__WRITTEN PROBLEM__.
Give back only the lines from the one that contains "Clone this screenshot" through the one that contains "['今日', '7/13', '7/12', '7/11', '7/10', '7/9', '7/8'];", word for word and without images.

__DATA FOR THE TASK__.
+ + + + + + +

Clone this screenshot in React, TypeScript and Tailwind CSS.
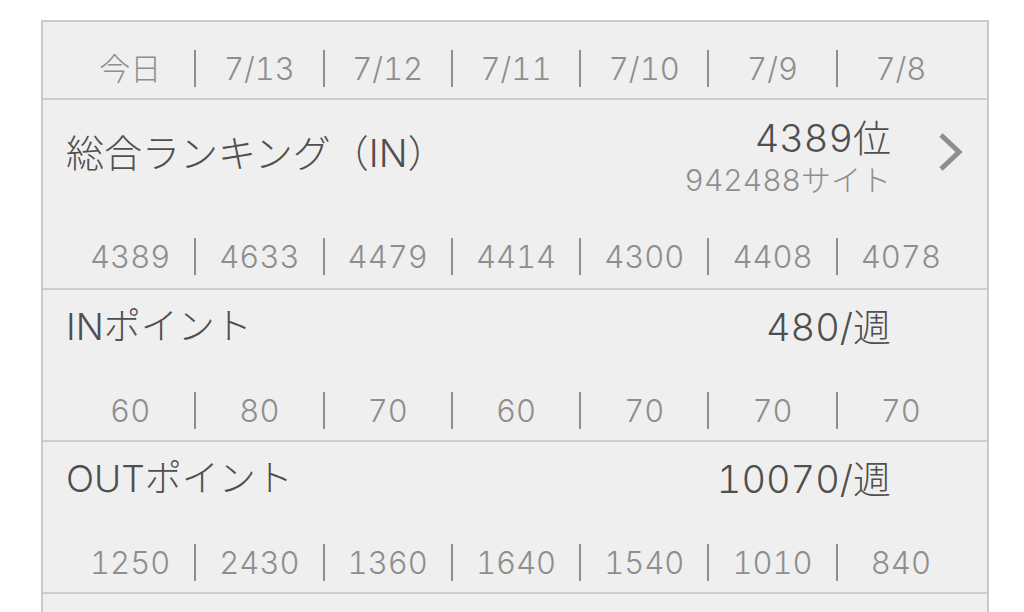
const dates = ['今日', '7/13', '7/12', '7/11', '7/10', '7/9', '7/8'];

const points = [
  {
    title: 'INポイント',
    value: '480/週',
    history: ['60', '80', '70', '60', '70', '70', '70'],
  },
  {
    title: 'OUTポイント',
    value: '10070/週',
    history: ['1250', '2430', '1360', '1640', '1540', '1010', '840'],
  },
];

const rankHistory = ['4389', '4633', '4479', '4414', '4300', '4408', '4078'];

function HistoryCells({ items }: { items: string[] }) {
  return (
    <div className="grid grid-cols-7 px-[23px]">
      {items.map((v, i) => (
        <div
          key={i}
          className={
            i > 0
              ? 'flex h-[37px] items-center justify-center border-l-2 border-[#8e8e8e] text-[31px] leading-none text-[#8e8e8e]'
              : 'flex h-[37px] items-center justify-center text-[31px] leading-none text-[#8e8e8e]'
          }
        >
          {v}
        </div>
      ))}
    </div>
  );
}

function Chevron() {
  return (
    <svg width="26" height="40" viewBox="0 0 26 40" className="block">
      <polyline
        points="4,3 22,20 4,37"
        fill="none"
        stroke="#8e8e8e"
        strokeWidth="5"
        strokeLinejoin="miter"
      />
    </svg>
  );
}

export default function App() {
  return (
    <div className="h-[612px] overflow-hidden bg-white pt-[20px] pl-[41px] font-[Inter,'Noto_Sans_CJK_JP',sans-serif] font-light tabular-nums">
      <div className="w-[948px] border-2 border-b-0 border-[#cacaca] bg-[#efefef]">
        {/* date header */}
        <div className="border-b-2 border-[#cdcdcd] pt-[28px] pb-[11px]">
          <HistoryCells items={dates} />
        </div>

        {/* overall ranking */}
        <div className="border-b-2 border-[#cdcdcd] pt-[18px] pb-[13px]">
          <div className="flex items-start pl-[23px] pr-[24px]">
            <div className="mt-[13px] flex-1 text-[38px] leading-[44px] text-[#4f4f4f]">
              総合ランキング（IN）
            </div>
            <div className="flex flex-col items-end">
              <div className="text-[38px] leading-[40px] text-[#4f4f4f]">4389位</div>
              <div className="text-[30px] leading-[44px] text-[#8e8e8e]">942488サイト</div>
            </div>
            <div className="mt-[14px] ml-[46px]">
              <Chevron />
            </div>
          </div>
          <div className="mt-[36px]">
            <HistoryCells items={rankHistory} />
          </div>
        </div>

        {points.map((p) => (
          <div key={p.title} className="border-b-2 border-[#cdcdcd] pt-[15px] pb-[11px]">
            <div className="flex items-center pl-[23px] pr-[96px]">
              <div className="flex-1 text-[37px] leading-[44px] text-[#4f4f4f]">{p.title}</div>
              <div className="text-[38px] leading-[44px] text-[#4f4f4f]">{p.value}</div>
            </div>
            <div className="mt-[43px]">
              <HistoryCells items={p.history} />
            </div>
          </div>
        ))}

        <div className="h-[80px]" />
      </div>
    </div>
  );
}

+ + + + + + +

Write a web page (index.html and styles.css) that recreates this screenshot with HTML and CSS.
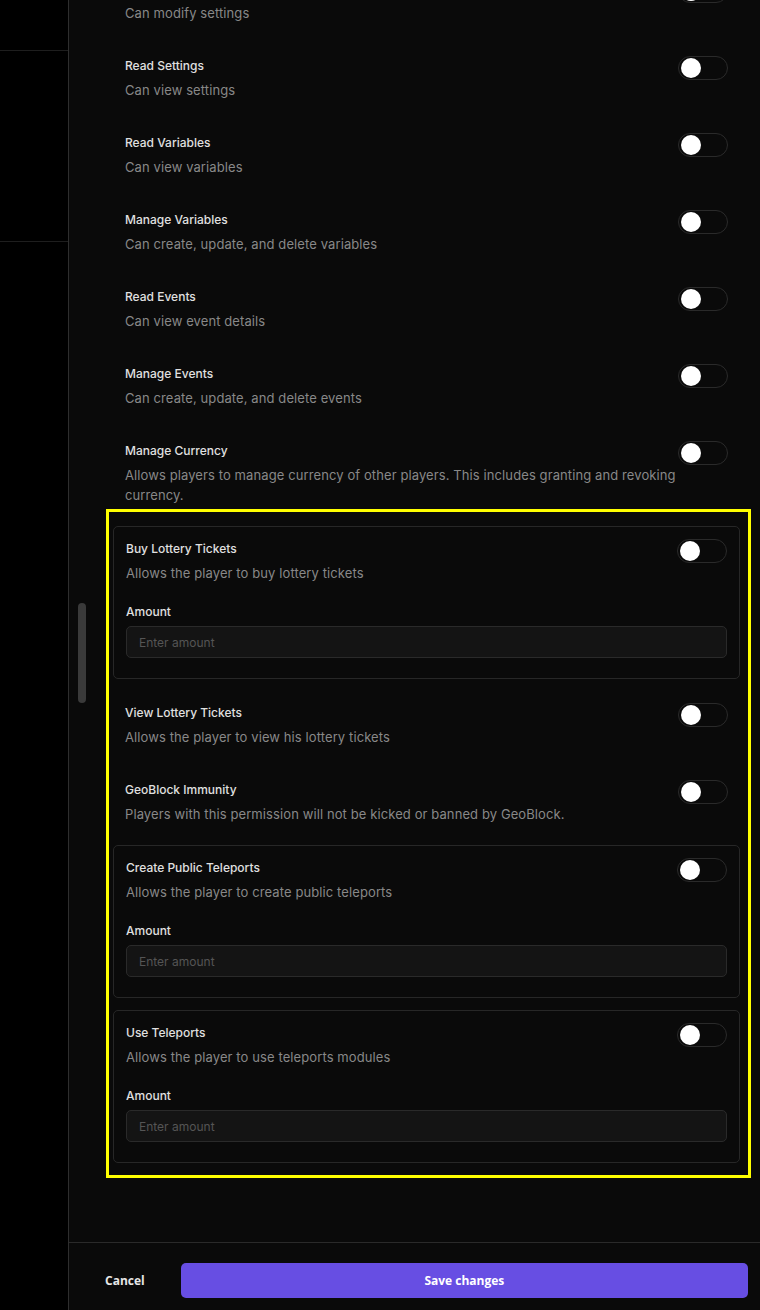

+ + + + + + +

__RESULT OF THE TASK__.
Clone this screenshot in React, TypeScript and Tailwind CSS.
const dates = ['今日', '7/13', '7/12', '7/11', '7/10', '7/9', '7/8'];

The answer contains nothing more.